Rising costs and reduced profit at Kambi

Looking at the full-year results at Kambi, revenue growth is good news, especially in the wake of Penn Entertainment’s termination. However, as Nylén notes, there are areas of concern.

Spending-wise, operating expenses were 13.7% higher at €116.7m. Staffing costs and other operating expenses increased, although data supplier costs were slightly lower. 

Elsewhere, amortisation on capitalised development costs grew to €24.2m, depreciation was higher at €7.2m and amortisation on acquired assets climbed to $5.2m. This meant total expenses for the year increased 16.8% to €153.3m.

Increased spending meant profit before tax fell 40.5% to €20.0m. After also accounting for €5.1m in tax payments, Kambi was left with a net profit of €14.9m, down 43.8%.

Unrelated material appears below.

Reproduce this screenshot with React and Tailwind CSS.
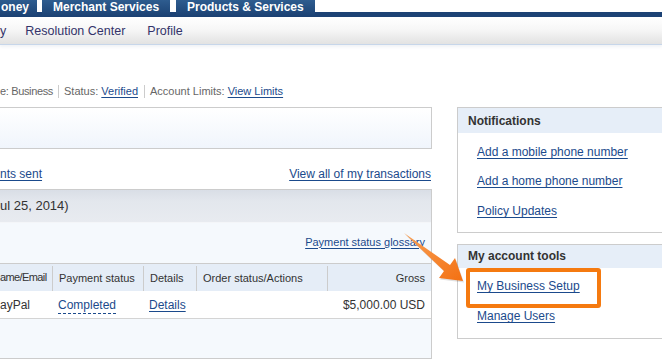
import React from 'react';

const tabCls =
  "h-[17px] bg-[linear-gradient(180deg,#2e5c8f_0%,#234d7f_55%,#1b4072_100%)] text-white font-bold text-[12px] leading-[15px] whitespace-nowrap";

function Gap({ w }) {
  return (
    <div className={`${w} flex flex-col`}>
      <div className="h-[12px] bg-white" />
      <div className="h-[5px] bg-[#1c4275]" />
    </div>
  );
}

function Link({ children, className = "" }) {
  return <a className={`text-[#1b4a8c] underline underline-offset-[2px] ${className}`}>{children}</a>;
}

export default function App() {
  return (
    <div className="relative w-[662px] h-[360px] overflow-hidden bg-white font-['Liberation_Sans',Arial,sans-serif] text-[#333]">
      {/* top tabs */}
      <div className="flex h-[17px]">
        <div className={`${tabCls} w-[37px] pl-[1px]`}>oney</div>
        <Gap w="w-[5px]" />
        <div className={`${tabCls} w-[128px] pl-[11px]`}>Merchant Services</div>
        <Gap w="w-[6px]" />
        <div className={`${tabCls} w-[139px] pl-[11px]`}>Products &amp; Services</div>
        <Gap w="flex-1" />
      </div>

      {/* sub nav */}
      <div className="h-[28px] flex items-center bg-[linear-gradient(180deg,#ffffff_0%,#f7f7f7_45%,#e2e2e2_100%)] border-b border-[#c7d6ea] shadow-[0_2px_3px_rgba(120,140,170,0.12)] text-[12.5px] text-[#33336a] pt-[1px]">
        <span>y</span>
        <span className="ml-[19px]">Resolution Center</span>
        <span className="ml-[22px]">Profile</span>
      </div>

      {/* account line */}
      <div className="mt-[39px] h-[14px] flex items-center text-[11px] text-[#666] leading-[14px]">
        <span className="tracking-[-0.35px]">e: Business</span>
        <span className="mx-[5px] h-[13px] border-l border-[#ccc]" />
        <span>Status:&nbsp;</span>
        <Link>Verified</Link>
        <span className="ml-[6px] mr-[5px] h-[13px] border-l border-[#ccc]" />
        <span>Account Limits:&nbsp;</span>
        <Link>View Limits</Link>
      </div>

      <div className="mt-[9px] flex gap-[25px]">
        {/* left column */}
        <div className="w-[432px] shrink-0">
          <div className="h-[42px] border border-l-0 border-[#ccc] bg-[linear-gradient(180deg,#ffffff_0%,#f0f5fc_100%)]" />

          <div className="mt-[18px] h-[14px] flex justify-between items-center text-[12px] pr-[1px]">
            <Link>nts sent</Link>
            <Link>View all of my transactions</Link>
          </div>

          <div className="mt-[8px] h-[170px] border border-l-0 border-[#ccc] bg-[#f5f9fd]">
            <div className="h-[33px] flex items-center text-[13px] text-[#333] bg-[linear-gradient(180deg,#d9dee6_0%,#e3e7ed_35%,#e8ebf0_100%)] border-b border-[#f4f6f9] pb-[1px]">
              ul 25, 2014)
            </div>
            <div className="h-[40px] flex items-center justify-end pr-[6px] text-[11px] pb-[2px]">
              <Link>Payment status glossary</Link>
            </div>
            <div className="border-t border-[#ccc] grid grid-cols-[52px_91px_53px_131px_1fr] h-[28px] bg-[#e5edf7] text-[11px] text-[#333] items-stretch">
              <div className="flex items-center whitespace-nowrap tracking-[-0.6px]">ame/Email</div>
              <div className="flex items-center pl-[6px] border-l border-[#ccc] mt-[2px]">Payment status</div>
              <div className="flex items-center pl-[6px] border-l border-[#ccc] mt-[2px]">Details</div>
              <div className="flex items-center pl-[6px] border-l border-[#ccc] mt-[2px]">Order status/Actions</div>
              <div className="flex items-center justify-end pr-[6px] border-l border-[#ccc] mt-[2px]">Gross</div>
            </div>
            <div className="grid grid-cols-[52px_91px_53px_131px_1fr] h-[28px] bg-white border-b border-[#d4d4d4] text-[12px] text-[#333] items-center">
              <div className="whitespace-nowrap">ayPal</div>
              <div className="pl-[6px]">
                <a className="text-[#1b4a8c] border-b border-dashed border-[#1b4a8c] pb-[1px]">Completed</a>
              </div>
              <div className="pl-[6px]">
                <Link>Details</Link>
              </div>
              <div />
              <div className="text-right pr-[6px]">$5,000.00 USD</div>
            </div>
          </div>
        </div>

        {/* right column */}
        <div className="flex-1 -mr-[4px]">
          <div className="h-[126px] border border-[#ccc] border-r-0">
            <div className="h-[25px] bg-[#e6eef8] pl-[10px] flex items-center font-bold text-[12px] text-[#333]">
              Notifications
            </div>
            <div className="pl-[19px] text-[12px] flex flex-col">
              <div className="h-[29px] flex items-end pb-[1px]"><Link>Add a mobile phone number</Link></div>
              <div className="h-[29px] flex items-end pb-[1px]"><Link>Add a home phone number</Link></div>
              <div className="h-[30px] flex items-end pb-[1px]"><Link>Policy Updates</Link></div>
            </div>
          </div>

          <div className="relative mt-[11px] h-[95px] border border-[#ccc] border-r-0">
            <div className="h-[23px] bg-[#e6eef8] pl-[10px] flex items-center font-bold text-[12px] text-[#333] pb-[1px]">
              My account tools
            </div>
            <div className="pl-[19px] text-[12px] flex flex-col">
              <div className="h-[28px] flex items-end pb-[1px]"><Link>My Business Setup</Link></div>
              <div className="h-[30px] flex items-end pb-[1px]"><Link>Manage Users</Link></div>
            </div>
            <span className="absolute left-[8px] top-[23px] w-[135px] h-[40px] border-[4px] border-[#f57a10] rounded-[3px]" />
          </div>
        </div>
      </div>

      {/* annotation arrow */}
      <svg className="absolute left-[398px] top-[228px] pointer-events-none" width="72" height="60" viewBox="0 0 72 60">
        <defs>
          <linearGradient id="ar" x1="0" y1="0" x2="1" y2="1">
            <stop offset="0" stopColor="#f9a055" />
            <stop offset="1" stopColor="#f37012" />
          </linearGradient>
        </defs>
        <path d="M6 5 L52 37 L57 30 L65 53 L41 50 L46 43 Z" fill="rgba(0,0,0,0.12)" transform="translate(1 1.5)" />
        <path d="M6 5 L52 37 L57 30 L65 53 L41 50 L46 43 Z" fill="url(#ar)" />
      </svg>
    </div>
  );
}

In addition, EBITDA dropped 10.7% to €56.6m, with margin reducing from 38.2% to 32.7%.

Revenue down in Q4

Turning to Q4, Kambi reported a fall across revenue, EBITDA and net profit. Beginning with revenue, this was 23.4% lower at €44.3m.

kambi’s pre tax profits are down 61.1% compared to the previous year

Operating expenses were down 10.5% to €27.3m. Amortisation on capitalised development costs and depreciation increased but amortisation on acquired assets was down. As such, total Q4 costs fell 5.4% to €37.1m.

This left a pre-tax profit of €7.2m, down 61.1% from €18.5m in the previous year. Kambi paid €1.9m in tax, resulting in a net profit of €5.5m, a drop of 63.4%. 

Meanwhile, EBITDA for Q4 was 37.7% lower at €37.7%, with margin falling from 47.2% to 38.5%.

Where does Kambi go from here?

Looking ahead to 2024, Kambi has forecast revenue of between €170.0m and €180.0m in what it expects to be a “transitional” year for the group.

On this, Kambi says ongoing revenue will be impacted by Penn’s online migration and the delayed regulation of the Brazilian market, where it anticipates it will gradually gain market share. 

On the flip side, it will be helped by recently renewed contracts with Kindred and other partners. Kambi expects revenue from recent partner signings to materialise towards the end of the year. This will be in addition to organic growth from existing partners.

kambi forecasts revenue of between €170.0m and €180.0m in 2024

“The outlook in certain markets has not been as promising as previously anticipated, particularly in California where 2028 now appears to be a more realistic timeline for regulation,” Nylén said. 

“In Brazil, we welcome the long-awaited regulation of the country’s sports betting market, but are also mindful that the transition to a fully licensed framework is unlikely before Q3 2024 and that new operators will face tough competition entering what is already a mature grey market with established sports betting brands.”

Looking further ahead, Kambi anticipates a brighter future. In January 2023, Kambi set a revenue target of between €330.0m and €500.0m by 2027. This, it said, remains its long-term goal.

“Our resilience, strategic progress and commitment to product excellence have set us up well for the future and, as we move forward, we do so with great optimism for the journey ahead,” Nylén said.